How It’s New York: This is the third play by Teresa Deevy at The Mint Theater, whose ongoing project is to reclaim great plays.
How It’s Irish: Teresa Deevy was an Irish playwrights, whose work was done by The Abbey before she was forgotten in the 30s, and her plays are set in Ireland.


This review was first published in Irish Examiner USA, Tuesday, Feb. 26.


The Mint continues their program of reclaiming the work of the forgotten Irish playwright Teresa Deevy with Katie Roche, a play that often feels as though everybody in it is in a different type of drama. Terrific acting from Wrenn Schmidt in a play that haunts but never quite convinces.

That will be very nice. Won’t that be nice?
Won’t you stay for tea?

These sentiments recur so often in Teresa Deevy’s 1936 play, Katie Roche, that they feel like the chorus of a musical.

It’s a deeply odd play.

In those phrases are all the attempts the characters have to
convince themselves all is well, or to hold their connection together.They rarely do the job.

The drama, which opened Monday, February 25 at The Mint Theater
Company, 311 W. 43rd Street, is the third offering in The Mint’s project
of reclaiming the work of the neglected Irish playwright. The play runs
through March 24. The Mint’s project began in 2010 with the extraordinary Wife to
James Whelan
(we reviewed in 2010), followed in 2011 by Temporal Powers (our review here).

The story of a young servant girl who marries her employer and
must live with the consequences touched the hearts of the critics.
When it was first produced, Katie Roche was compared to plays by
Chekhov
and hailed as a masterpiece by the Irish Independent.
Chosen by the Abbey Theatre to begin its US tour in 1937, the play moves
mysteriously, and not altogether convincingly.

 

Wrenn Schmidt; Margaret Daly, @Richard Termine

Deevy’s work moves obliquely, with characters speaking around the
subject rather than to it.
Her plays often look at the limited horizons
for women and the gentle tragedy of being trapped in disappointing
marriages. In her depiction of day-to-day disappointment Deevy is a
modernist. Her characters neither kill themselves nor run mad when
disappointed. But it’s hard to wrap one’s head fully around Katie Roche,
despite luminous performances from the cast at the Mint and strong
direction by Artistic Director Jonathan Bank.

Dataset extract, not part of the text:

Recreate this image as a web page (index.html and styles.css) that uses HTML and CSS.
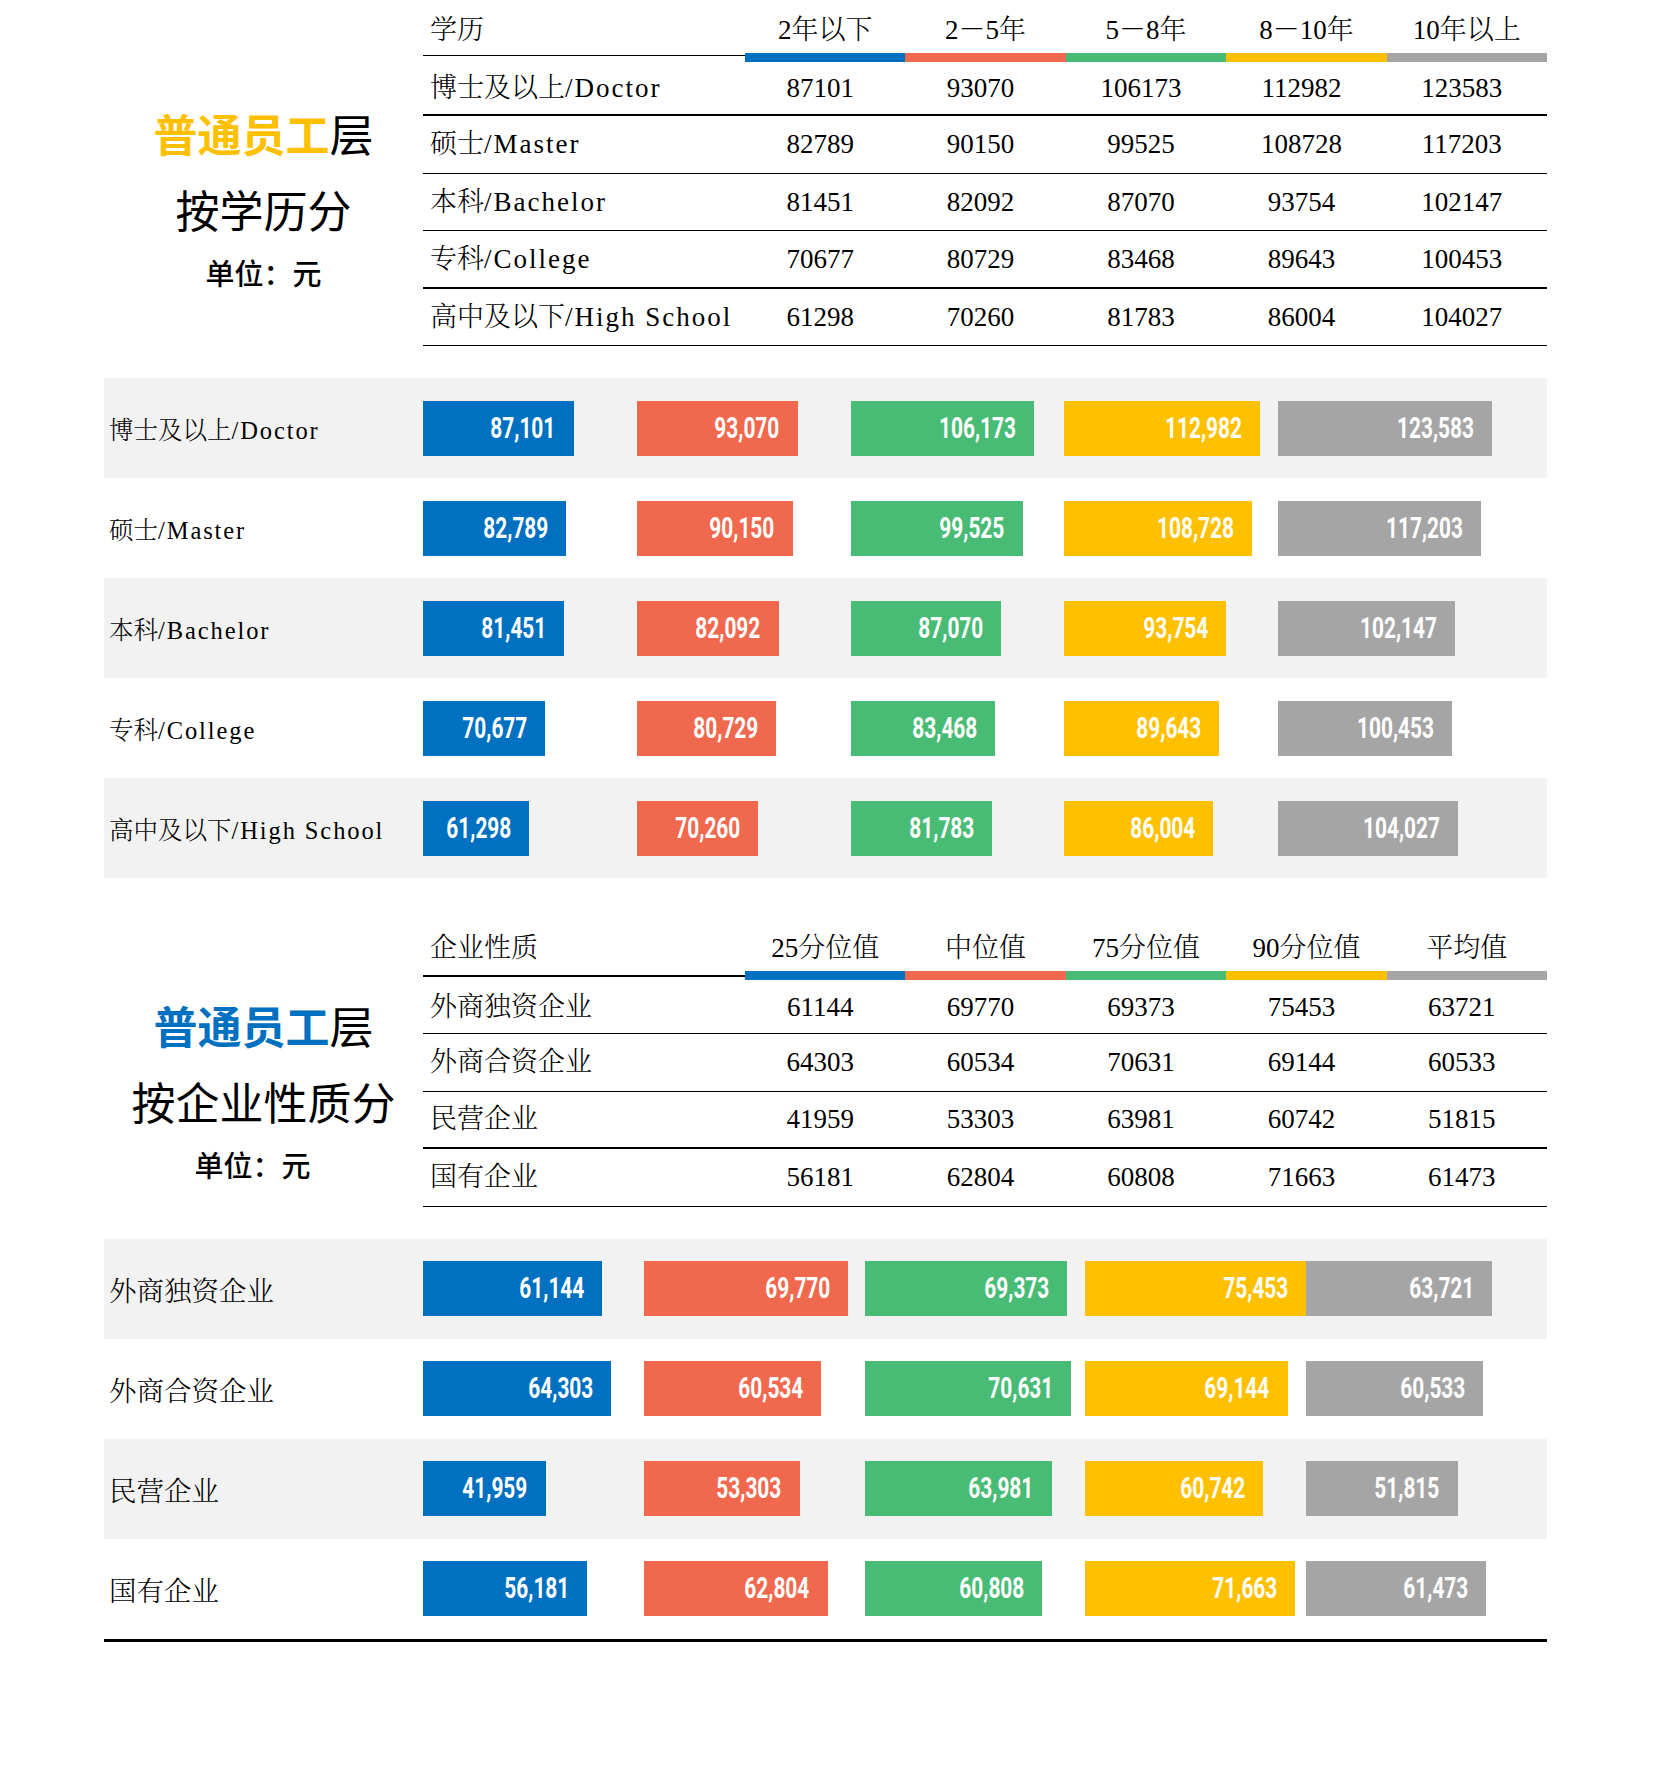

The Mint’s description of the play as “the story of a fiery young
servant girl of uncertain parentage living a quiet life in rural
Ireland, while harboring dreams of grandeur”
is true, but doesn’t really
give a sense of how the play moves. Katie, especially as played by
Wrenn Schmidt, so good as silly but loving Lizzie Brennan in Temporal
Powers,
and again as the saintly and sweet Julia Sagorsky in Boardwalk
Empire, dreams of greatness, yes. But it’s not funny, anymore than the
dreams of poor Emma Bovary are in Flaubert‘s famous novel. What Katie
seeks is nothing more than a reason to live. She’d like to be a saint,
mostly because she wants greatness in her life.

 

Patrick Fitzgerald, Wrenn Schmidt (@Richard Termine)

Learning that her
mother, Mary Halnan, was unmarried, she’s dejected, then turns proud
when she hears that her father came of an aristocratic family.“I’m done with humble, I was meant to be proud!” she impulsively
tells Reuben (Jamie Jackson), the holy man of the road who tells her her
parentage.

When she marries Stanislaus (Patrick Fitzgerald), who is twice
her age, she wants to be his inspiration, imagining that his profession
of being an architect makes him great. Seeing herself treated as an
annoying child, she nearly becomes one.

In Katie Roche, more than in her other works, Deevy demonstrates
what can happen when characters live more in their own ideas of
themselves and the world than in the world.
No two characters in the
play are in the same drama. The minute a door is closed someone knocks
on it. People hide behind curtains. One character exists purely to enter
and say suspicious things. It borders on absurd, and the dark farcical
style seems a bit like John Millington Synge’s Act I of his 1928 drama
The Silver Tassie (see our review here).

Prof. Christopher Morash, head of the Department of English at
the National University of Ireland, Maynooth, who has co-edited both volumes  of Teresa Deevy Reclaimed (Volume Two is due out next week),
told me in the lobby that the play “seems like a realist play, but it
isn’t.”
My observation is that it is subversive, leading you to think
it’s going to be one kind of play and becoming another. And then
another, again. 

 

Jon Fletcher, Wrenn Schmidt (@Richard Termine)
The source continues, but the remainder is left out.